I used the cepstrum pitch method to analyze the speech from the three Apollo astronauts to attempt to determine who was speaking at the end of the disaster. This then motivated a research project to determine the effects of peak clipping on the intelligibility of shouted speech, including the effects on pitch (conducted with D. Jack MacLean).[5] I also used cepstrum pitch analysis to compare speech communication face-to-face versus two-way interactive video, and concluded that the video was a more tense medium.[6]
In the early 1980’s, I taught two doctoral level courses about speech analysis for the Speech Science and Technology program (founded and directed by Prof. June E. Shoup) at the University of Southern California.
Once I had finished my explorations of pitch determination at Bell Labs, my curiosity was satisfied. I did not make a career of exploring pitch determination in greater depth for an entire career. I went on to other things at Bell Labs, such as interactive 3D graphics, and in mid 1971 left Bell Labs to go to Washington to work at the office of the President’s Science Advisor. My career made many interesting twists and turns.
References
- ↑ B. P. Bogert, M. J. R. Healy, and J. W. Tukey, “The Quefrency Analysis of Time Series for Echoes.” Proceedings of the Symposium on Time Series Analysis (Chapter 15), John Wiley & Sons, 1963, pp. 209-243.
- ↑ A. M. Noll, “Short-Time Spectrum and Cepstrum Techniques for Vocal-Pitch Detention,“ J. Acoustical Society of America, Vol. 36 (1964), pp. 296-302.

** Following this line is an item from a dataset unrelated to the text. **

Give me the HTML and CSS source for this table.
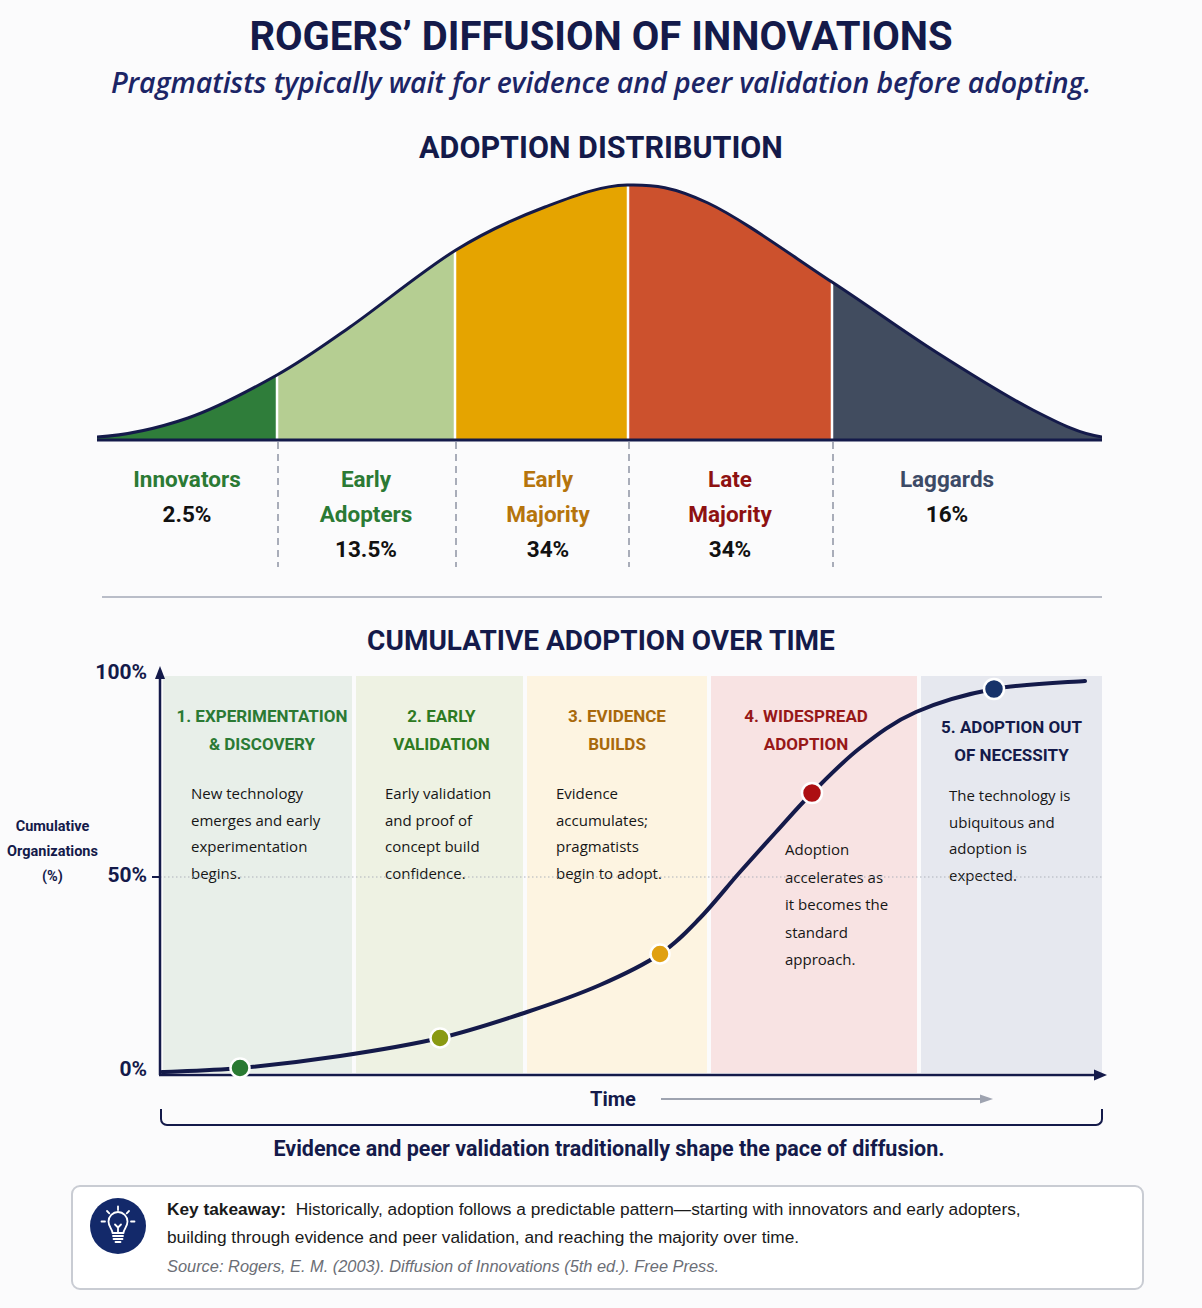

- ↑ A. Michael Noll, "Cepstrum Pitch Determination," Journal of the Acoustical Society of America, Vol. 41, No. 2, (February 1967), pp. 293-309.
- ↑ A. M. Noll, ”Pitch Determination of Human Speech by the Harmonic Product Spectrum, the Harmonic Sum Spectrum, and a Maximum Likelihood Estimate,” Proceedings of the Symposium on Computer Processing in Communications, Vol. XIX, Polytechnic Press: Brooklyn, New York, (1970), pp. 779-797.
- ↑ A. Michael Noll, (with D.J. MacLean), “The Intelligibility of Shouted Speech,” Proceedings of the Symposium on the Aeromedical Aspects of Radio Communication and Flight Safety, AGARD/NATO Advisory Report 19, pp. 10-1 to 10-13, December 1969 (London).
- ↑ A. Michael Noll, "The Effects of Communications Medium on the Fundamental Frequency of Speech," Communications Quarterly, Vol. 26, No. 2 (Spring 1978), pp. 51-56.